# [Dataset excerpt]

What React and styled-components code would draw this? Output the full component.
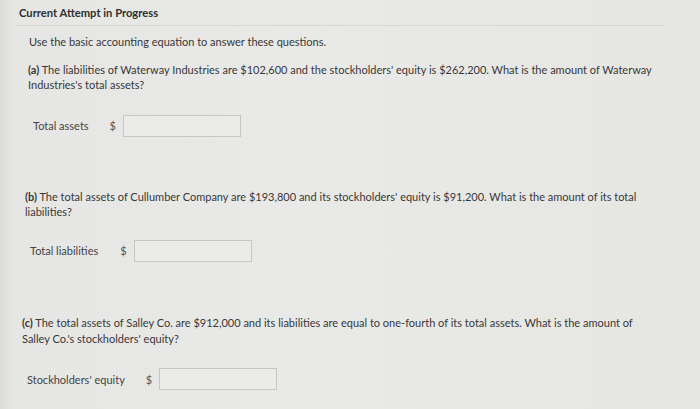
import React from 'react';
import styled, { createGlobalStyle } from 'styled-components';

const GlobalStyle = createGlobalStyle`
    body {
        margin: 0;
        background: #e7e7e5;
        font-family: Lato, "Open Sans", sans-serif;
        color: #353535;
    }
`

const Page = styled.div`
    display: flex;
    flex-direction: column;
    width: 700px;
    height: 409px;
    overflow: hidden;
    background: linear-gradient(90deg, #dcdcda 0px, #e6e6e4 14px, #e9e9e7 300px, #e6e6e3 700px);
`

const Header = styled.div`
    display: flex;
    align-items: center;
    height: 26px;
    margin-left: 16px;
    width: 649px;
    padding-left: 3px;
    box-sizing: border-box;
    border-bottom: solid 1px #d6d6d3;
    font-size: 11.2px;
    font-weight: 700;
    color: #2f2f2f;
`

const Section = styled.div`
    display: flex;
    flex-direction: column;
    padding-left: ${props => props.shift}px;
    margin-top: ${props => props.top}px;
`

const Text = styled.p`
    margin: 0;
    width: 640px;
    font-size: 11px;
    line-height: 15.6px;
    color: #383838;
`

const Tag = styled.b`
    font-weight: 700;
`

const AnswerRow = styled.div`
    display: flex;
    flex-direction: row;
    align-items: center;
    margin-top: ${props => props.top}px;
    padding-left: 5px;
`

const Label = styled.span`
    font-size: 11px;
    color: #444;
    margin-right: ${props => props.gap}px;
`

const Dollar = styled.span`
    font-size: 11px;
    color: #555;
    margin-right: 7px;
`

const Input = styled.div`
    width: 116px;
    height: 20px;
    border: solid 1px #c6c6c4;
    background: #ebebea;
`

const App = () => {
    return (
        <Page>
            <GlobalStyle />
            <Header>Current Attempt in Progress</Header>
            <Section shift={29} top={8}>
                <Text>Use the basic accounting equation to answer these questions.</Text>
            </Section>
            <Section shift={28} top={12}>
                <Text>
                    <Tag>(a)</Tag> The liabilities of Waterway Industries are $102,600 and the stockholders' equity is $262,200. What is the amount of Waterway Industries's total assets?
                </Text>
                <AnswerRow top={22}>
                    <Label gap={21}>Total assets</Label>
                    <Dollar>$</Dollar>
                    <Input />
                </AnswerRow>
            </Section>
            <Section shift={25} top={52}>
                <Text>
                    <Tag>(b)</Tag> The total assets of Cullumber Company are $193,800 and its stockholders' equity is $91,200. What is the amount of its total liabilities?
                </Text>
                <AnswerRow top={20}>
                    <Label gap={22}>Total liabilities</Label>
                    <Dollar>$</Dollar>
                    <Input />
                </AnswerRow>
            </Section>
            <Section shift={22} top={53}>
                <Text>
                    <Tag>(c)</Tag> The total assets of Salley Co. are $912,000 and its liabilities are equal to one-fourth of its total assets. What is the amount of Salley Co.'s stockholders' equity?
                </Text>
                <AnswerRow top={22}>
                    <Label gap={21}>Stockholders' equity</Label>
                    <Dollar>$</Dollar>
                    <Input />
                </AnswerRow>
            </Section>
        </Page>
    );
}

export default App;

# [Work to be completed]
Return the material exactly as given, apart from the pictures.

# [Worked answer]
What React and styled-components code would draw this? Output the full component.
import React from 'react';
import styled, { createGlobalStyle } from 'styled-components';

const GlobalStyle = createGlobalStyle`
    body {
        margin: 0;
        background: #e7e7e5;
        font-family: Lato, "Open Sans", sans-serif;
        color: #353535;
    }
`

const Page = styled.div`
    display: flex;
    flex-direction: column;
    width: 700px;
    height: 409px;
    overflow: hidden;
    background: linear-gradient(90deg, #dcdcda 0px, #e6e6e4 14px, #e9e9e7 300px, #e6e6e3 700px);
`

const Header = styled.div`
    display: flex;
    align-items: center;
    height: 26px;
    margin-left: 16px;
    width: 649px;
    padding-left: 3px;
    box-sizing: border-box;
    border-bottom: solid 1px #d6d6d3;
    font-size: 11.2px;
    font-weight: 700;
    color: #2f2f2f;
`

const Section = styled.div`
    display: flex;
    flex-direction: column;
    padding-left: ${props => props.shift}px;
    margin-top: ${props => props.top}px;
`

const Text = styled.p`
    margin: 0;
    width: 640px;
    font-size: 11px;
    line-height: 15.6px;
    color: #383838;
`

const Tag = styled.b`
    font-weight: 700;
`

const AnswerRow = styled.div`
    display: flex;
    flex-direction: row;
    align-items: center;
    margin-top: ${props => props.top}px;
    padding-left: 5px;
`

const Label = styled.span`
    font-size: 11px;
    color: #444;
    margin-right: ${props => props.gap}px;
`

const Dollar = styled.span`
    font-size: 11px;
    color: #555;
    margin-right: 7px;
`

const Input = styled.div`
    width: 116px;
    height: 20px;
    border: solid 1px #c6c6c4;
    background: #ebebea;
`

const App = () => {
    return (
        <Page>
            <GlobalStyle />
            <Header>Current Attempt in Progress</Header>
            <Section shift={29} top={8}>
                <Text>Use the basic accounting equation to answer these questions.</Text>
            </Section>
            <Section shift={28} top={12}>
                <Text>
                    <Tag>(a)</Tag> The liabilities of Waterway Industries are $102,600 and the stockholders' equity is $262,200. What is the amount of Waterway Industries's total assets?
                </Text>
                <AnswerRow top={22}>
                    <Label gap={21}>Total assets</Label>
                    <Dollar>$</Dollar>
                    <Input />
                </AnswerRow>
            </Section>
            <Section shift={25} top={52}>
                <Text>
                    <Tag>(b)</Tag> The total assets of Cullumber Company are $193,800 and its stockholders' equity is $91,200. What is the amount of its total liabilities?
                </Text>
                <AnswerRow top={20}>
                    <Label gap={22}>Total liabilities</Label>
                    <Dollar>$</Dollar>
                    <Input />
                </AnswerRow>
            </Section>
            <Section shift={22} top={53}>
                <Text>
                    <Tag>(c)</Tag> The total assets of Salley Co. are $912,000 and its liabilities are equal to one-fourth of its total assets. What is the amount of Salley Co.'s stockholders' equity?
                </Text>
                <AnswerRow top={22}>
                    <Label gap={21}>Stockholders' equity</Label>
                    <Dollar>$</Dollar>
                    <Input />
                </AnswerRow>
            </Section>
        </Page>
    );
}

export default App;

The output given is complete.